Exercise task: Output the data word for word, dropping every image.

________________________

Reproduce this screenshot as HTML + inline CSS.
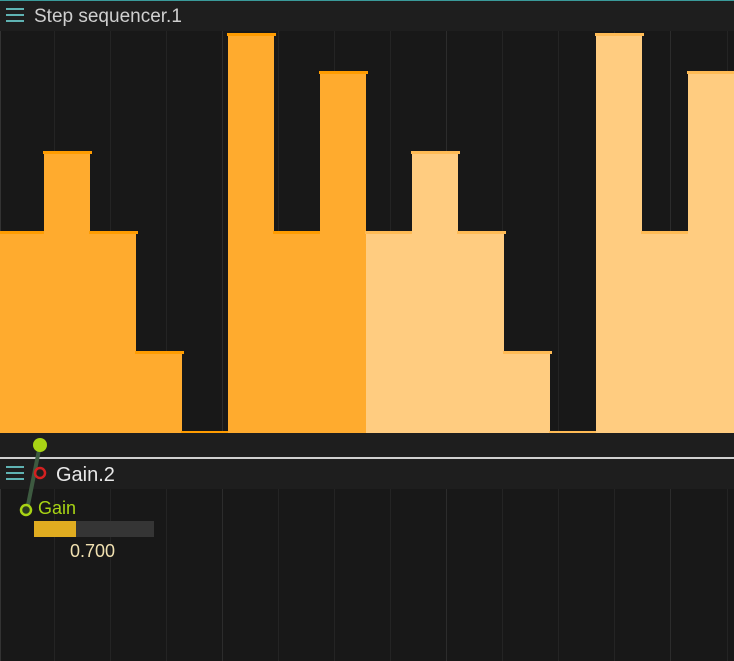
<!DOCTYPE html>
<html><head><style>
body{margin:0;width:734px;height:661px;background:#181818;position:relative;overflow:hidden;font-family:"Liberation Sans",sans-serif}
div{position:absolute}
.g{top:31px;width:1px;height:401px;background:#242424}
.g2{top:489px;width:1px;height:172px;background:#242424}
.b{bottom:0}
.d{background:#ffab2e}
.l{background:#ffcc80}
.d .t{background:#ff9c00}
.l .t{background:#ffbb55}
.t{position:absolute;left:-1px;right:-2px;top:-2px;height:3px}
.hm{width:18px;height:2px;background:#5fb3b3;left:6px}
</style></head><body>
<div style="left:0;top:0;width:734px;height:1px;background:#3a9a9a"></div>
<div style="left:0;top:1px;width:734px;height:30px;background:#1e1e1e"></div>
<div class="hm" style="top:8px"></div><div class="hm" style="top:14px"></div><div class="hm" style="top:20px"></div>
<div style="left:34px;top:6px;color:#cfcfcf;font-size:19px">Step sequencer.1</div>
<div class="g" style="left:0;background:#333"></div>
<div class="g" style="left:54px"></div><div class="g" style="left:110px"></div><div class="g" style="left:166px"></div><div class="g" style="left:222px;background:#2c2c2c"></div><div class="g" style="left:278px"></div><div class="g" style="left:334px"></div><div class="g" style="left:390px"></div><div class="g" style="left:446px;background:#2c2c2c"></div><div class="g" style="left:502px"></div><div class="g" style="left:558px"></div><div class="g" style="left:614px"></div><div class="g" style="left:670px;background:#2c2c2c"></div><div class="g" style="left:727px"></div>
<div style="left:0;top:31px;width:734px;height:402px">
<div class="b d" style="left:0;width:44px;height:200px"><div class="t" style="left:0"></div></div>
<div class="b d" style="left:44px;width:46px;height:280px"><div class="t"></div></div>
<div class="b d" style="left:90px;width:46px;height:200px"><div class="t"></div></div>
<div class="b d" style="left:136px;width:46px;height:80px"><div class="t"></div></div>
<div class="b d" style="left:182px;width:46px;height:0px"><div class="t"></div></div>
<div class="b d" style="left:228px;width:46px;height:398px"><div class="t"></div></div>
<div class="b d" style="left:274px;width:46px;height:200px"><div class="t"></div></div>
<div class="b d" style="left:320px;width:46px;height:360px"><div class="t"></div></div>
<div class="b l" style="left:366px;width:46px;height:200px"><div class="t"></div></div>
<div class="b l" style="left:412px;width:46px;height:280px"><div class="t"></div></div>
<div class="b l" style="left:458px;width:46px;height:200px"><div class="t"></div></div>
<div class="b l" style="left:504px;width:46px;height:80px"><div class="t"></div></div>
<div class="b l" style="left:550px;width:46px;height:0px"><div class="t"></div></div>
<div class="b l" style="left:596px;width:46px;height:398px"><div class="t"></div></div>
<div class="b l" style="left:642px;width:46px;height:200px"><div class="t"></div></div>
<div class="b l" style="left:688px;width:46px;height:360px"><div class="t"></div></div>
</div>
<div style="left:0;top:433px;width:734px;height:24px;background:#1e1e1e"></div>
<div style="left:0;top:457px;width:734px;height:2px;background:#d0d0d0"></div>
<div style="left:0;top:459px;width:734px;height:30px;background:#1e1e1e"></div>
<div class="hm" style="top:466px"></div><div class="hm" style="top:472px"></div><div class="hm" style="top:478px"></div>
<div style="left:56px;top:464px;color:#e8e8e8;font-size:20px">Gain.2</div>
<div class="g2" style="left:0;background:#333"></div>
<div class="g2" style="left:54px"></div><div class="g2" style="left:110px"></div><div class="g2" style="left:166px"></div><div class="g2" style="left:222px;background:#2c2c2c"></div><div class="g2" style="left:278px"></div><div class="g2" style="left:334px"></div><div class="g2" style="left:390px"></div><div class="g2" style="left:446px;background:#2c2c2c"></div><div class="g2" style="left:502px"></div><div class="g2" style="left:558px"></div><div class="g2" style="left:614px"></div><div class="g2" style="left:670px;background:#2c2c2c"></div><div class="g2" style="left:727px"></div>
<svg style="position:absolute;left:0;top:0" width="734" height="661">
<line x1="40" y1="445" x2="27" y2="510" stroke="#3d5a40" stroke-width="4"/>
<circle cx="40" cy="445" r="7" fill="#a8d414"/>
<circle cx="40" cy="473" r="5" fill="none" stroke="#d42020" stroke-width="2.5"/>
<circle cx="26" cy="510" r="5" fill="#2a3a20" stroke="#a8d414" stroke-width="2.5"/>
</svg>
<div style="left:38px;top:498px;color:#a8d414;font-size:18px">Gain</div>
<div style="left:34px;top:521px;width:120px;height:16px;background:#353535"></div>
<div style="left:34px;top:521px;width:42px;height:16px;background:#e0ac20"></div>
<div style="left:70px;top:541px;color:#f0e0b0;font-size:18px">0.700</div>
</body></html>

________________________

Expected answer:
Reproduce this screenshot as HTML + inline CSS.
<!DOCTYPE html>
<html><head><style>
body{margin:0;width:734px;height:661px;background:#181818;position:relative;overflow:hidden;font-family:"Liberation Sans",sans-serif}
div{position:absolute}
.g{top:31px;width:1px;height:401px;background:#242424}
.g2{top:489px;width:1px;height:172px;background:#242424}
.b{bottom:0}
.d{background:#ffab2e}
.l{background:#ffcc80}
.d .t{background:#ff9c00}
.l .t{background:#ffbb55}
.t{position:absolute;left:-1px;right:-2px;top:-2px;height:3px}
.hm{width:18px;height:2px;background:#5fb3b3;left:6px}
</style></head><body>
<div style="left:0;top:0;width:734px;height:1px;background:#3a9a9a"></div>
<div style="left:0;top:1px;width:734px;height:30px;background:#1e1e1e"></div>
<div class="hm" style="top:8px"></div><div class="hm" style="top:14px"></div><div class="hm" style="top:20px"></div>
<div style="left:34px;top:6px;color:#cfcfcf;font-size:19px">Step sequencer.1</div>
<div class="g" style="left:0;background:#333"></div>
<div class="g" style="left:54px"></div><div class="g" style="left:110px"></div><div class="g" style="left:166px"></div><div class="g" style="left:222px;background:#2c2c2c"></div><div class="g" style="left:278px"></div><div class="g" style="left:334px"></div><div class="g" style="left:390px"></div><div class="g" style="left:446px;background:#2c2c2c"></div><div class="g" style="left:502px"></div><div class="g" style="left:558px"></div><div class="g" style="left:614px"></div><div class="g" style="left:670px;background:#2c2c2c"></div><div class="g" style="left:727px"></div>
<div style="left:0;top:31px;width:734px;height:402px">
<div class="b d" style="left:0;width:44px;height:200px"><div class="t" style="left:0"></div></div>
<div class="b d" style="left:44px;width:46px;height:280px"><div class="t"></div></div>
<div class="b d" style="left:90px;width:46px;height:200px"><div class="t"></div></div>
<div class="b d" style="left:136px;width:46px;height:80px"><div class="t"></div></div>
<div class="b d" style="left:182px;width:46px;height:0px"><div class="t"></div></div>
<div class="b d" style="left:228px;width:46px;height:398px"><div class="t"></div></div>
<div class="b d" style="left:274px;width:46px;height:200px"><div class="t"></div></div>
<div class="b d" style="left:320px;width:46px;height:360px"><div class="t"></div></div>
<div class="b l" style="left:366px;width:46px;height:200px"><div class="t"></div></div>
<div class="b l" style="left:412px;width:46px;height:280px"><div class="t"></div></div>
<div class="b l" style="left:458px;width:46px;height:200px"><div class="t"></div></div>
<div class="b l" style="left:504px;width:46px;height:80px"><div class="t"></div></div>
<div class="b l" style="left:550px;width:46px;height:0px"><div class="t"></div></div>
<div class="b l" style="left:596px;width:46px;height:398px"><div class="t"></div></div>
<div class="b l" style="left:642px;width:46px;height:200px"><div class="t"></div></div>
<div class="b l" style="left:688px;width:46px;height:360px"><div class="t"></div></div>
</div>
<div style="left:0;top:433px;width:734px;height:24px;background:#1e1e1e"></div>
<div style="left:0;top:457px;width:734px;height:2px;background:#d0d0d0"></div>
<div style="left:0;top:459px;width:734px;height:30px;background:#1e1e1e"></div>
<div class="hm" style="top:466px"></div><div class="hm" style="top:472px"></div><div class="hm" style="top:478px"></div>
<div style="left:56px;top:464px;color:#e8e8e8;font-size:20px">Gain.2</div>
<div class="g2" style="left:0;background:#333"></div>
<div class="g2" style="left:54px"></div><div class="g2" style="left:110px"></div><div class="g2" style="left:166px"></div><div class="g2" style="left:222px;background:#2c2c2c"></div><div class="g2" style="left:278px"></div><div class="g2" style="left:334px"></div><div class="g2" style="left:390px"></div><div class="g2" style="left:446px;background:#2c2c2c"></div><div class="g2" style="left:502px"></div><div class="g2" style="left:558px"></div><div class="g2" style="left:614px"></div><div class="g2" style="left:670px;background:#2c2c2c"></div><div class="g2" style="left:727px"></div>
<svg style="position:absolute;left:0;top:0" width="734" height="661">
<line x1="40" y1="445" x2="27" y2="510" stroke="#3d5a40" stroke-width="4"/>
<circle cx="40" cy="445" r="7" fill="#a8d414"/>
<circle cx="40" cy="473" r="5" fill="none" stroke="#d42020" stroke-width="2.5"/>
<circle cx="26" cy="510" r="5" fill="#2a3a20" stroke="#a8d414" stroke-width="2.5"/>
</svg>
<div style="left:38px;top:498px;color:#a8d414;font-size:18px">Gain</div>
<div style="left:34px;top:521px;width:120px;height:16px;background:#353535"></div>
<div style="left:34px;top:521px;width:42px;height:16px;background:#e0ac20"></div>
<div style="left:70px;top:541px;color:#f0e0b0;font-size:18px">0.700</div>
</body></html>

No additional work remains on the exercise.